Description: © The Author(s), 2019. This article is distributed under the terms of the Creative Commons Attribution License. The definitive version was published in Carey, J. C., Abbott, B. W., & Rocha, A. V. Plant uptake offsets silica release from a large arctic tundra wildfire. Earth’s Future, 7(9), (2019): 1044-1057, doi:10.1029/2019EF001149.

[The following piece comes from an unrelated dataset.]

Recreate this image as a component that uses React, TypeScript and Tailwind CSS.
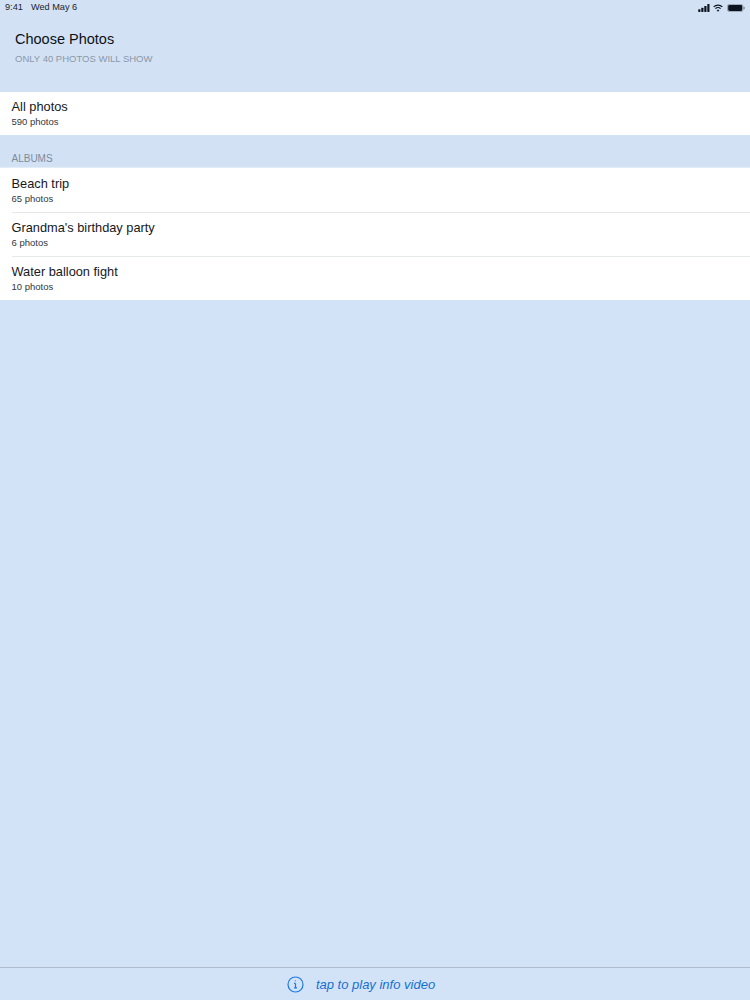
import React from 'react';

const font = { fontFamily: '"Liberation Sans", Arial, sans-serif' };

const albums = [
  { title: 'Beach trip', count: '65 photos' },
  { title: "Grandma's birthday party", count: '6 photos' },
  { title: 'Water balloon fight', count: '10 photos' },
];

function Row({ title, count, divider }: { title: string; count: string; divider?: boolean }) {
  return (
    <div className="h-[44px] pl-[11.5px] flex flex-col">
      <div className={`flex-1 flex flex-col ${divider ? 'border-t border-[#e6e8eb] pt-[7px]' : 'pt-[8px]'}`}>
        <div className="text-[12.8px] leading-[16px] text-[#15181c]">{title}</div>
        <div className="text-[9.5px] leading-[12px] mt-[1px] text-[#33383d]">{count}</div>
      </div>
    </div>
  );
}

function StatusIcons() {
  return (
    <div className="flex items-center gap-[3px]">
      <svg width="12" height="8" viewBox="0 0 13 9" fill="#0d1420">
        <rect x="0" y="6" width="2.5" height="3" rx="0.5" />
        <rect x="3.4" y="4.2" width="2.5" height="4.8" rx="0.5" />
        <rect x="6.8" y="2.2" width="2.5" height="6.8" rx="0.5" />
        <rect x="10.2" y="0" width="2.5" height="9" rx="0.5" />
      </svg>
      <svg width="10" height="8" viewBox="0 0 12 9" fill="none" stroke="#0d1420" strokeWidth="1.5">
        <path d="M0.8 3.2a7.4 7.4 0 0 1 10.4 0" />
        <path d="M2.9 5.3a4.4 4.4 0 0 1 6.2 0" />
        <path d="M6 8.8 4.7 7.3a1.9 1.9 0 0 1 2.6 0Z" fill="#0d1420" strokeWidth="0.4" />
      </svg>
      <svg width="18" height="8" viewBox="0 0 20 9" className="ml-[1px]">
        <rect x="0.4" y="0.4" width="17.4" height="8.2" rx="2.2" fill="none" stroke="#6f7a86" strokeWidth="0.7" />
        <rect x="1.2" y="1.2" width="15.8" height="6.6" rx="1.5" fill="#0d1420" />
        <rect x="18.5" y="3" width="1.2" height="3" rx="0.5" fill="#6f7a86" />
      </svg>
    </div>
  );
}

export default function App() {
  return (
    <div style={font} className="w-[750px] h-[1000px] bg-[#d3e3f7] flex flex-col overflow-hidden">
      <div className="bg-[#d2e2f4]">
        {/* status bar */}
        <div className="h-[15px] pl-[5px] pr-[5px] flex items-center justify-between text-[9.2px] text-[#1a2430]">
          <div className="flex gap-[8px]">
            <span>9:41</span>
            <span>Wed May 6</span>
          </div>
          <StatusIcons />
        </div>

        {/* header */}
        <div className="h-[77px] pl-[15px] pt-[14px]">
          <div className="text-[14.5px] leading-[20px] text-[#0c1116]">Choose Photos</div>
          <div className="text-[9.5px] leading-[12px] mt-[4px] text-[#8a98a8]">ONLY 40 PHOTOS WILL SHOW</div>
        </div>
      </div>

      <div className="bg-white h-[43px] overflow-hidden">
        <div className="h-[44px] pl-[11.5px] pt-[7px]">
          <div className="text-[12.8px] leading-[16px] text-[#15181c]">All photos</div>
          <div className="text-[9.5px] leading-[12px] mt-[1px] text-[#33383d]">590 photos</div>
        </div>
      </div>

      <div className="h-[33px] pl-[11.5px] pt-[17px] bg-[#d2e2f4] text-[10px] leading-[13px] text-[#7d8b9c] border-b border-[#e3edf8]">
        ALBUMS
      </div>

      <div className="bg-white">
        {albums.map((album, i) => (
          <Row key={album.title} title={album.title} count={album.count} divider={i > 0} />
        ))}
      </div>

      <div className="flex-1" />

      {/* footer */}
      <div className="h-[33px] border-t border-[#aebccd] flex items-center justify-center gap-[12px] pr-[28px]">
        <svg width="17" height="17" viewBox="0 0 17 17" fill="none" stroke="#1f7ae0" strokeWidth="1.2">
          <circle cx="8.5" cy="8.5" r="7.5" />
          <path d="M8.5 7.4v4.4M7 7.4h1.5M7 11.9h3" />
          <circle cx="8.3" cy="4.8" r="0.6" fill="#1f7ae0" stroke="none" />
        </svg>
        <span className="text-[13px] italic text-[#1670d2] mt-[1px]">tap to play info video</span>
      </div>
    </div>
  );
}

Description: Rapid climate change at high latitudes is projected to increase wildfire extent in tundra ecosystems by up to fivefold by the end of the century. Tundra wildfire could alter terrestrial silica (SiO2) cycling by restructuring surface vegetation and by deepening the seasonally thawed active layer. These changes could influence the availability of silica in terrestrial permafrost ecosystems and alter lateral exports to downstream marine waters, where silica is often a limiting nutrient. In this context, we investigated the effects of the largest Arctic tundra fire in recent times on plant and peat amorphous silica content and dissolved silica concentration in streams. Ten years after the fire, vegetation in burned areas had 73% more silica in aboveground biomass compared to adjacent, unburned areas. This increase in plant silica was attributable to significantly higher plant silica concentration in bryophytes and increased prevalence of silica‐rich gramminoids in burned areas. Tundra fire redistributed peat silica, with burned areas containing significantly higher amorphous silica concentrations in the O‐layer, but 29% less silica in peat overall due to shallower peat depth post burn. Despite these dramatic differences in terrestrial silica dynamics, dissolved silica concentration in tributaries draining burned catchments did not differ from unburned catchments, potentially due to the increased uptake by terrestrial vegetation. Together, these results suggest that tundra wildfire enhances terrestrial availability of silica via permafrost degradation and associated weathering, but that changes in lateral silica export may depend on vegetation uptake during the first decade of postwildfire succession.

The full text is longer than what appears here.